Home and retail loan borrowers can breathe easy, as the lending rates that were expected to go up amid a cash crunch in banks may not happen.
Giving the bank some elbow room, the Reserve Bank of India (RBI) on Monday announced a 0.50% point rate cut in its special lending window to banks, the Marginal Standing Facility (MSF).
This would bring down the average cost of funds, and more so for banks that have a higher share of funds from the central bank rather than depositors.
The MSF rate, the rate at which the RBI lends emergency funds to the banks, now stands at 9% from 9.5%. The RBI had raised the MSF rate in mid-July by 2% points to 10.25% to tighten liquidity in an attempt to curb volatility in the rupee-dollar exchange rate. The latest cut is a part of the reversal of that measure.
“It’s a positive step for retail customers also as the lending rates will not go up now as the cost of the borrowing will come down for the banks,” said NS Venkatesh, chief general manager, IDBI Bank.
With credit-deposit ratios of banks rising, experts were expecting lending rates to go up.

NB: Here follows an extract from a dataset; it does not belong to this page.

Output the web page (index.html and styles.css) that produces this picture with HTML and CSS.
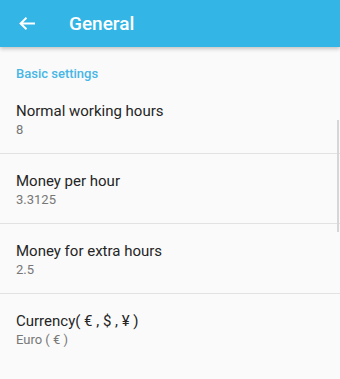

Banks would have had to raise more funds to meet the surge in loan demand in the festive season, which has just begun.
Also, Reserve Bank of India governor Raghuram Rajan had upped the repo rate (under RBI’s normal lending facility for banks) by 0.25% points to 7.5% in his monetary policy review on September 20.
Monday’s cut is the second reduction in the rate since September 20, when the MSF rate was lowered to 9.5% from 10.25%.
“MSF cut shows that RBI is comfortable with stability in the rupee,” said M Narendra, chairman, Indian Overseas Bank.